None of this necessarily means private accounts are too much trouble to try. We know they're doable because other countries have introduced them -- Chile, Britain and Sweden, among others.

But the United States would by far be the biggest experiment in the partial privatization of a government retirement system. So in terms of the long-run health of the global economy, it will matter a lot more whether a U.S. privatization plan leads to better retirement years for its scores of millions of future seniors than whether, say, Sweden's plan does for its relatively small population.

With so much at stake, it make sense for both supporters and opponents of private accounts to understand how they would work, and what people's practical (i.e., real-world) concerns might be relative to the ideological appeal of giving Americans more control over their Social Security savings.

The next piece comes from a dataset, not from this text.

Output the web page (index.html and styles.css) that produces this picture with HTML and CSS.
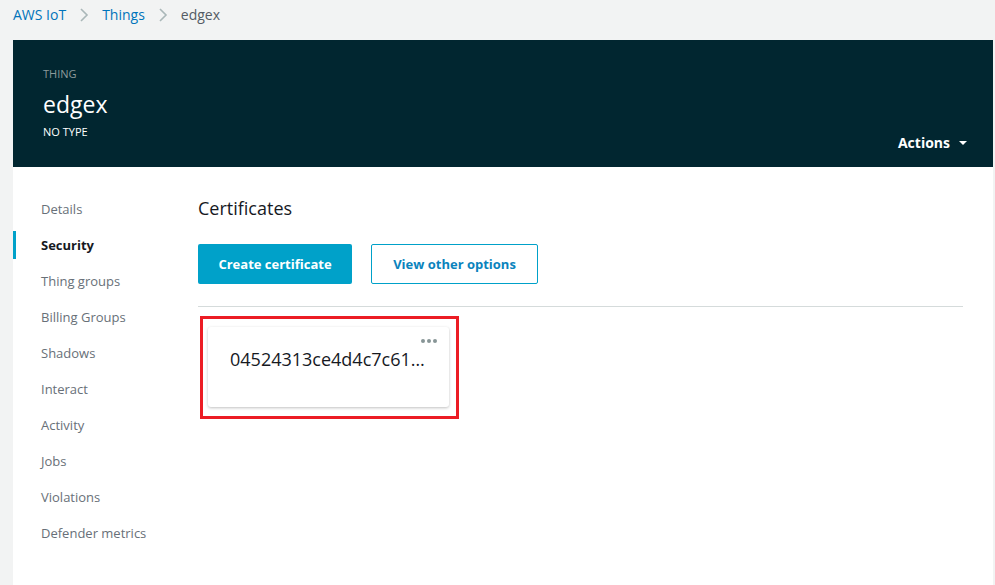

Here are some of the selling points the Bush administration is using in its pitch for private accounts, and some of the details that are obscured by the sound-bite summaries of the proposal:

* It would be your money. You'd invest it, and it would be yours to keep when you retire. Sounds simple enough. The administration wants a voluntary program that would allow workers to divert up to 4 percentage points of their Social Security payroll taxes into private investment accounts each year, limited to $1,000 in the first year but rising modestly thereafter.

The administration envisions that, at least early on, workers would have a limited choice of broadly diversified stock and bond funds.

"Best of all, the money in the account is yours, and the government can never take it away," President Bush said in his State of the Union address last week.

But things would get more complicated when the time comes to draw money out of the accounts. It still would be your money at that point, but you wouldn't be able to simply walk away with the sum total.

Instead, the government would require you to annuitize some portion of the total so that it comes to you in pieces each month for the rest of your life. The amount to be set aside as an annuity would depend on what you would be receiving in traditional benefit payments from the Social Security system, which would be reduced to account for what you've contributed to your private account.

Essentially, the government's goal is to make sure there is some minimum amount coming to you each month -- and that you can't run off to Vegas with your life's savings in hand.

That also means you couldn't bequeath whatever portion of your private account is annuitized. "If you buy an annuity and die early, obviously, that limits the amount that [you're] able to pass on" to heirs, a senior administration official said in a background briefing for the media last week.

Michael Graetz, a law professor at Yale University, coauthored a recent report for the National Academy of Social Insurance on the issues that would be involved in setting policies for retirement draw-downs from private Social Security accounts. The study runs for 240 pages -- a measure of the complexity of the topic, Graetz said.

"People have thought a lot about the accumulation phase of these accounts but not about the payout stage," he said.

* The program is voluntary. No one would be forced to choose private accounts. But what if the idea begins to look less appealing years after you've bought into it?

Asked about an opt-out clause, the administration official at the background briefing put it this way: A worker using a private account could effectively move to a neutral position by shifting all of the assets in the account to Treasury bonds.